Single by 112

from the album Part III
- Released: July 17, 2001
- Studio: Doppler (Atlanta, Georgia)
- Length: 4:01 (album version); 3:17 (radio edit);
- Label: Bad Boy Entertainment; BMG;
- Songwriters: Daron Jones; Jason "Poo Bear" Boyd; Quinnes Parker; Michael Keith; Marvin Scandrick;
- Producer: Daron Jones

112 singles chronology
| "Peaches & Cream" (2001) | "Dance with Me" (2001) | "Hey Luv (Anything)" (2002) |

= Dance with Me (112 song) =

2001 single by 112

"Dance with Me" is a song by American R&B group 112, released as the third and final single from their third studio album, Part III (2001), in July 2001. The released version features rap artist Beanie Sigel and is included on the Bad Boy Entertainment album We Invented the Remix.
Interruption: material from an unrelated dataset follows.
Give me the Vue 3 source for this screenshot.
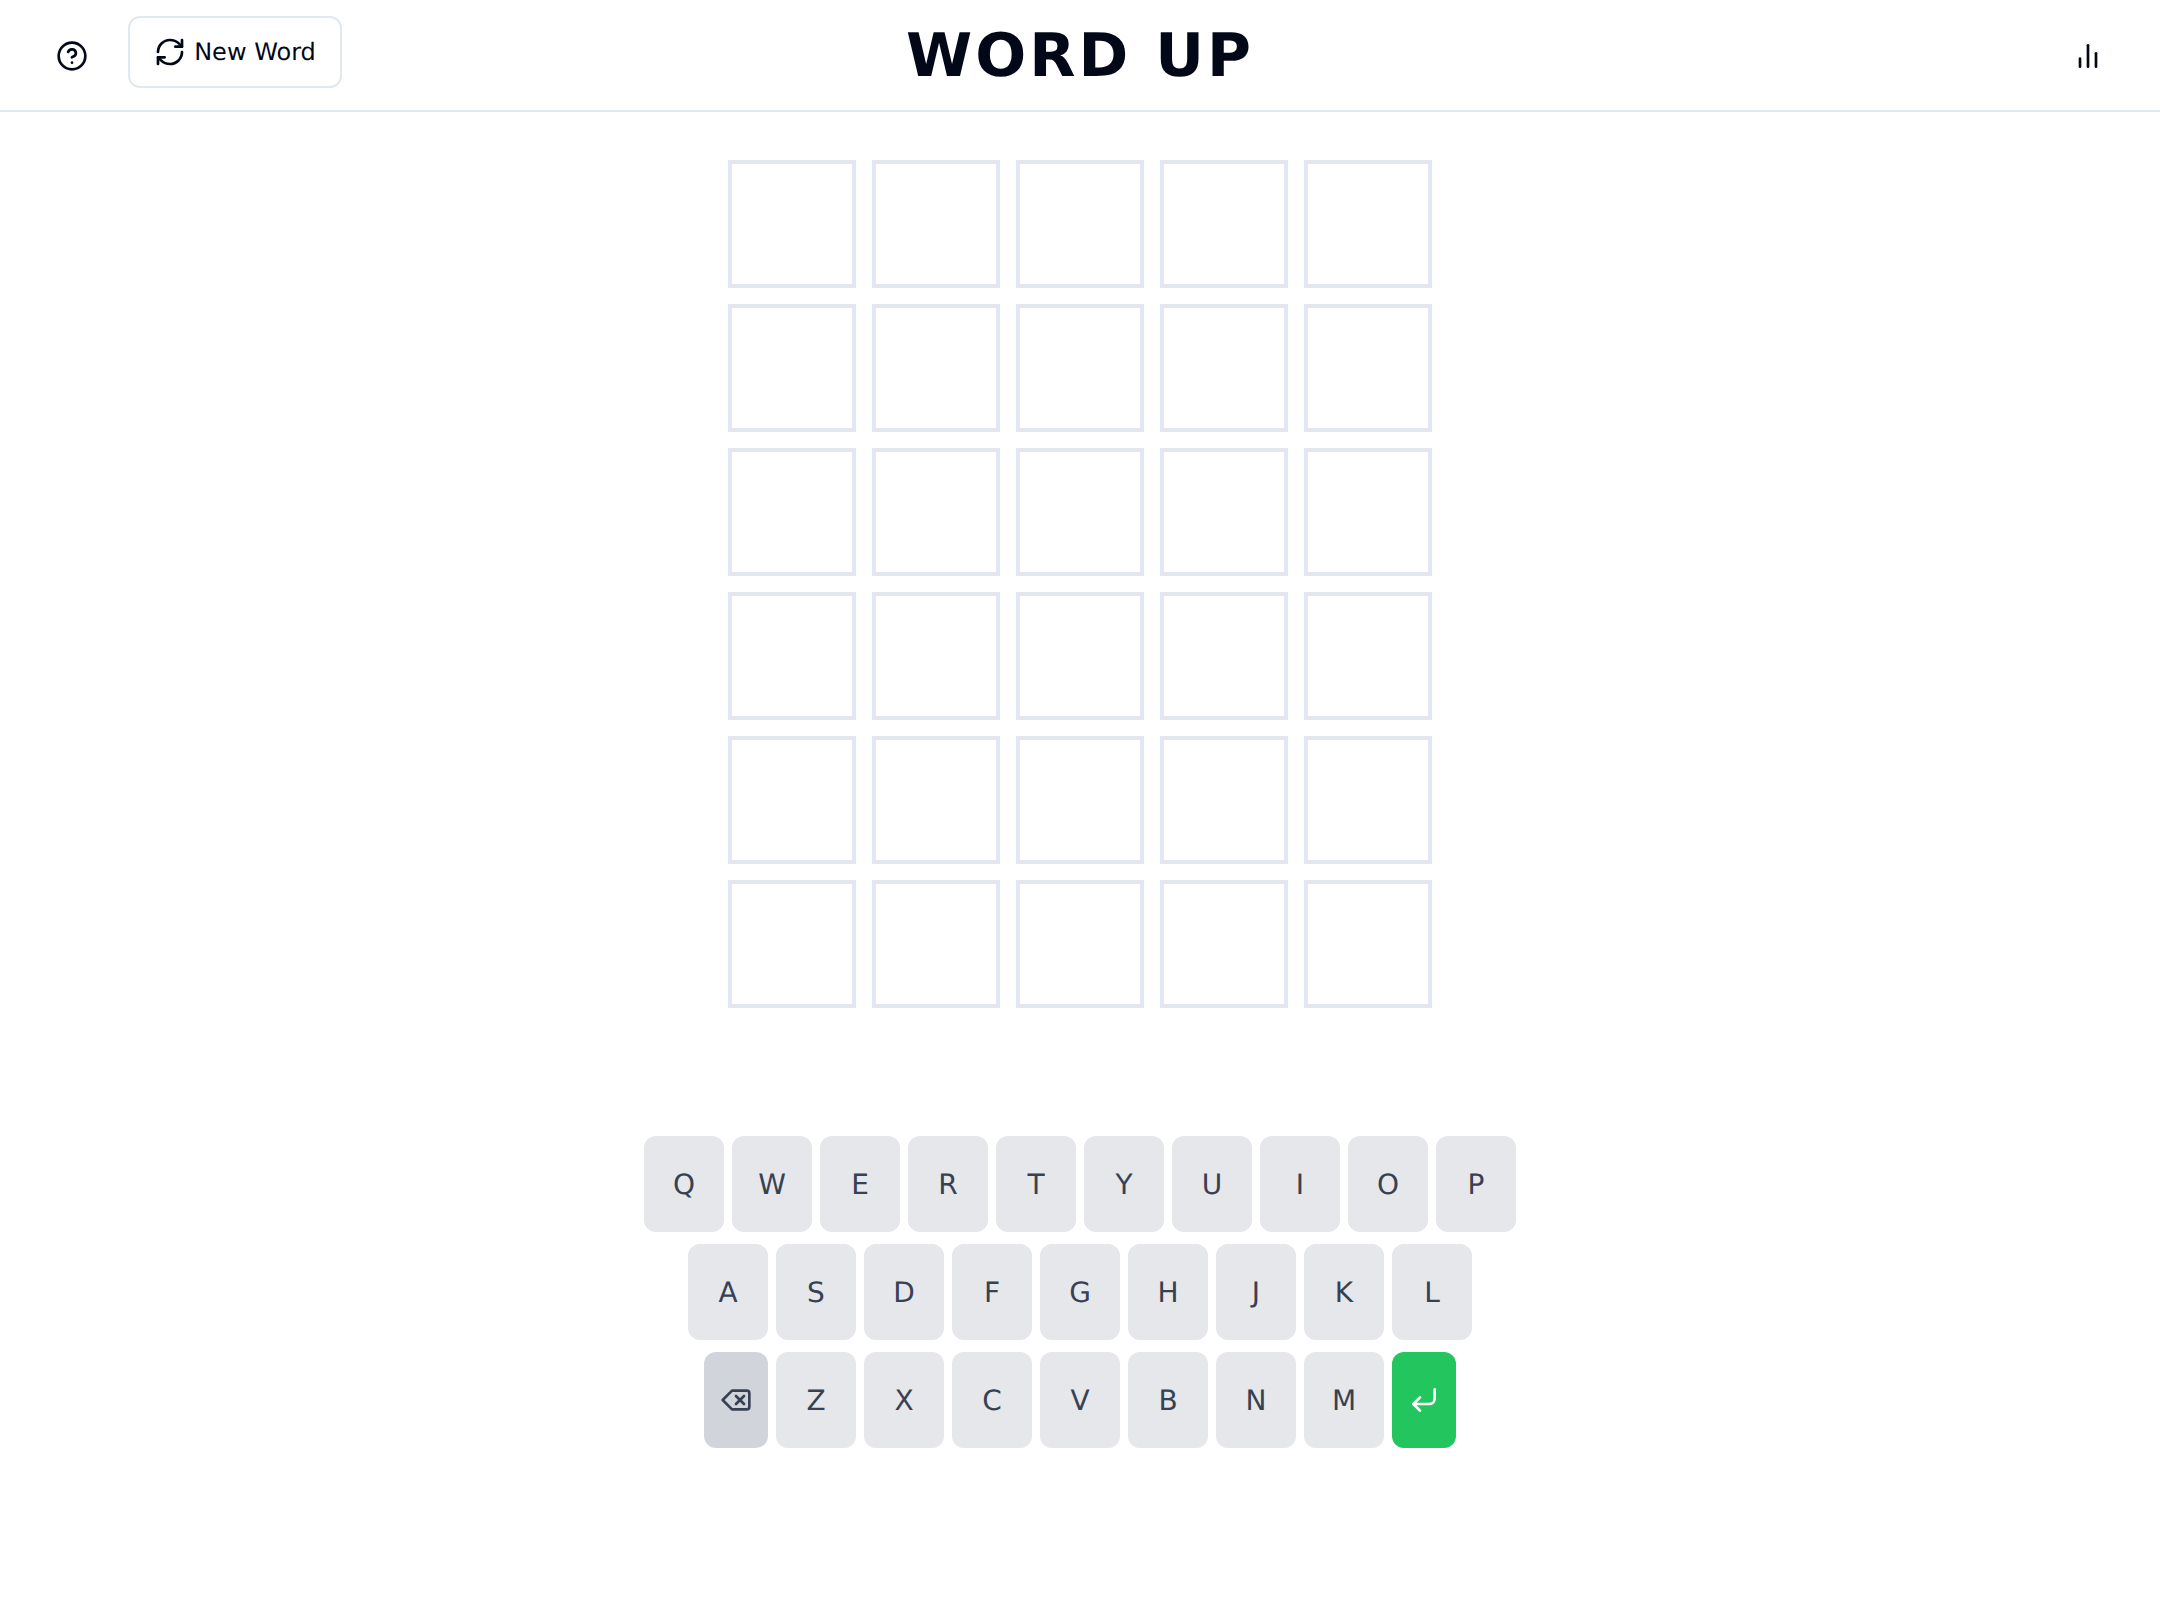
<script setup>
const rows = 6
const columns = 5
const keyRows = [[...'QWERTYUIOP'], [...'ASDFGHJKL'], ['del', ...'ZXCVBNM', 'enter']]
</script>

<template>
  <div class="app">
    <header class="header">
      <div class="side">
        <button class="plain" aria-label="Help">
          <svg class="icon" viewBox="0 0 24 24">
            <circle cx="12" cy="12" r="10" />
            <path d="M9.09 9a3 3 0 0 1 5.83 1c0 2-3 3-3 3" />
            <path d="M12 17h.01" />
          </svg>
        </button>
        <button class="new-word">
          <svg class="icon" viewBox="0 0 24 24">
            <path d="M3 12a9 9 0 0 1 9-9 9.75 9.75 0 0 1 6.74 2.74L21 8" />
            <path d="M21 3v5h-5" />
            <path d="M21 12a9 9 0 0 1-9 9 9.75 9.75 0 0 1-6.74-2.74L3 16" />
            <path d="M8 16H3v5" />
          </svg>
          <span>New Word</span>
        </button>
      </div>
      <h1 class="title">WORD UP</h1>
      <div class="side end">
        <button class="plain" aria-label="Statistics">
          <svg class="icon" viewBox="0 0 24 24">
            <path d="M18 20V10" />
            <path d="M12 20V4" />
            <path d="M6 20v-6" />
          </svg>
        </button>
      </div>
    </header>

    <main class="board">
      <div v-for="r in rows" :key="r" class="board-row">
        <div v-for="c in columns" :key="c" class="tile"></div>
      </div>
    </main>

    <section class="keyboard">
      <div v-for="(row, i) in keyRows" :key="i" class="key-row">
        <button v-for="key in row" :key="key" class="key" :class="key.length > 1 ? key : ''">
          <svg v-if="key === 'del'" class="icon" viewBox="0 0 24 24">
            <path d="M20 5H9l-7 7 7 7h11a2 2 0 0 0 2-2V7a2 2 0 0 0-2-2Z" />
            <path d="m18 9-6 6" />
            <path d="m12 9 6 6" />
          </svg>
          <svg v-else-if="key === 'enter'" class="icon" viewBox="0 0 24 24">
            <path d="m9 10-5 5 5 5" />
            <path d="M20 4v7a4 4 0 0 1-4 4H4" />
          </svg>
          <span v-else class="letter">{{ key }}</span>
        </button>
      </div>
    </section>
  </div>
</template>

<style>
body {
  margin: 0;
  background: #fff;
}
</style>

<style scoped>
.app {
  box-sizing: border-box;
  min-height: 1620px;
  display: flex;
  flex-direction: column;
  color: #020817;
  font-family: "DejaVu Sans", sans-serif;
  text-rendering: geometricPrecision;
}

.header {
  box-sizing: border-box;
  height: 112px;
  padding: 0 56px;
  border-bottom: 2px solid #e2e8f0;
  display: grid;
  grid-template-columns: 1fr auto 1fr;
  align-items: start;
}

.side {
  display: flex;
  align-items: flex-start;
  gap: 40px;
  padding-top: 16px;
}

.end {
  justify-content: flex-end;
}

button {
  font: inherit;
  color: inherit;
  text-rendering: inherit;
  border: 0;
  margin: 0;
  padding: 0;
  background: none;
  display: flex;
  align-items: center;
  justify-content: center;
}

.plain {
  height: 80px;
}

.new-word {
  box-sizing: border-box;
  width: 214px;
  height: 72px;
  gap: 8px;
  border: 2px solid #e2e8f0;
  border-radius: 12px;
  background: #fff;
  font-size: 24px;
  line-height: 32px;
  white-space: nowrap;
}

.letter {
  padding-top: 2px;
}

.icon {
  display: block;
  flex: none;
  width: 32px;
  height: 32px;
  fill: none;
  stroke: currentColor;
  stroke-width: 2;
  stroke-linecap: round;
  stroke-linejoin: round;
}

.title {
  margin: 20px 0 0;
  font-size: 60px;
  line-height: 72px;
  font-weight: 700;
  letter-spacing: 3px;
}

.board {
  display: flex;
  flex-direction: column;
  align-items: center;
  gap: 16px;
  padding-top: 48px;
}

.board-row {
  display: flex;
  gap: 16px;
}

.tile {
  box-sizing: border-box;
  width: 128px;
  height: 128px;
  border: 4px solid #e2e8f0;
}

.keyboard {
  display: flex;
  flex-direction: column;
  gap: 12px;
  padding-top: 128px;
}

.key-row {
  display: flex;
  justify-content: center;
  gap: 8px;
}

.key {
  width: 80px;
  height: 96px;
  border-radius: 12px;
  background: #e5e7eb;
  color: #374151;
  font-size: 28px;
  line-height: 40px;
}

.del {
  width: 64px;
  background: #d1d5db;
}

.enter {
  width: 64px;
  background: #22c55e;
  color: #fff;
}
</style>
The song peaked at number 39 on the US Billboard Hot 100 and became a platinum-selling hit in Australia and Belgium, reaching number two in Australia, number one in Flanders, and number nine in Wallonia.

==Track listings==
US 12-inch single
A1. "Dance with Me" (extended version) – 4:27
A2. "Dance with Me" (instrumental) – 4:27
B1. "Dance with Me" (radio edit) – 4:00
B2. "Dance with Me" (acappella) – 4:25

European CD single
1. "Dance with Me" (radio edit) – 3:17
2. "Dance with Me" (album version) – 4:01

Australian CD single
1. "Dance with Me" (radio edit) – 3:17
2. "Dance with Me" (album version) – 4:01
3. "Dance with Me" (remix radio mix featuring Beanie Sigel) – 4:03
4. "Dance with Me" (remix club mix featuring Beanie Sigel) – 5:00

==Charts==

===Weekly charts===

| Chart (2001–2002) | Peak position |
|---|---|
| Australia (ARIA) | 2 |
| Australian Urban (ARIA) | 1 |
| Belgium (Ultratop 50 Flanders) | 1 |
| Belgium (Ultratop 50 Wallonia) | 9 |
| Romania (Romanian Top 100) | 18 |
| US Billboard Hot 100 | 39 |
| US Hot R&B/Hip-Hop Songs (Billboard) | 20 |
| US Rhythmic Airplay (Billboard) | 6 |

===Year-end charts===

| Chart (2001) | Position |
|---|---|
| US Hot R&B/Hip-Hop Singles & Tracks (Billboard) | 82 |
| US Rhythmic Top 40 (Billboard) | 57 |

| Chart (2002) | Position |
|---|---|
| Australia (ARIA) | 30 |
| Australian Urban (ARIA) | 9 |
| Belgium (Ultratop 50 Flanders) | 4 |
| Belgium (Ultratop 50 Wallonia) | 40 |
| US Rhythmic Top 40 (Billboard) | 65 |

==Certifications==

| Region | Certification | Certified units/sales |
| Australia (ARIA) | Platinum | 70,000^{^} |
| Belgium (BRMA) | Platinum | 50,000^{*} |
| New Zealand (RMNZ) | Gold | 15,000^{‡} |
^{*} Sales figures based on certification alone. ^{^} Shipments figures based on certification alone. ^{‡} Sales+streaming figures based on certification alone.

==Release history==

| Region | Date | Format(s) | Label(s) | Ref. |
|---|---|---|---|---|
| United States | July 17, 2001 | Urban radio | Bad Boy |  |
| Australia | February 11, 2002 | CD | Bad Boy; BMG; |  |

==Cover versions==
- Saint featuring M.D.P. released a cover of "Dance with Me" in 2007. A remix of Saint's version, by the DJ duo Houseshaker, was a club hit in Brazil in 2008.
- Lexington Bridge released a cover in 2008.
- In June 2022, English boy band Blue released their version as the second single from their sixth studio album Heart and Soul.